# Anyone know the path to build nightlies cm10?



## stkiswr (Jul 27, 2011)

I have compiled a few aokp nexus builds just wondering if anyone knows the path to get the cm10 or aokp for d2vzw? Thank you.


----------



## brkshr (Jun 16, 2011)

stkiswr said:


> I have compiled a few aokp nexus builds just wondering if anyone knows the path to get the cm10 or aokp for d2vzw? Thank you.


Do you want their source, or their download links?

http://download.cyanogenmod.com/?device=d2vzw
Don't think AOKP has an official d2vzw build yet

https://github.com/CyanogenMod
https://github.com/AOKP


----------



## stkiswr (Jul 27, 2011)

I want to compile my own now that I'm set up to do so.


----------



## mad96 (Aug 23, 2011)

I know there only nightlies on the cm10 but does the aokp have just a general base that can be used for builds on the d2vzw that needs permission b4 hand?

M.yA.nD.droidS3


----------



## stkiswr (Jul 27, 2011)

mad96 said:


> I know there only nightlies on the cm10 but does the aokp have just a general base that can be used for builds on the d2vzw that needs permission b4 hand?
> 
> M.yA.nD.droidS3


personal builds shouldn't need permission Lol. Open source right?


----------



## mad96 (Aug 23, 2011)

stkiswr said:


> personal builds shouldn't need permission Lol. Open source right?

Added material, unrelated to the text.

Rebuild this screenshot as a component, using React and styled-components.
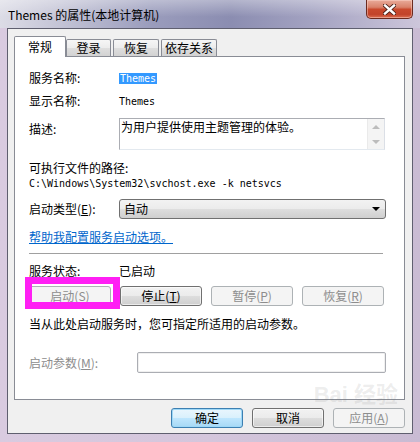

Well you know how touchy folks are these days ..

M.yA.nD.droidS3


----------



## Goose306 (Sep 12, 2011)

Just FYI BMc is pushing his d2vzw source to AOKP now which means if you are pulling source from AOKP to build you should be able to get all necessary code. Last I checked the d2vzw code as an official device hadn't been approved yet on AOKP's gerrit. But its happening.

EDIT:

Here ya go, to keep tabs on it:

http://gerrit.sudoservers.com/#/c/2782/


----------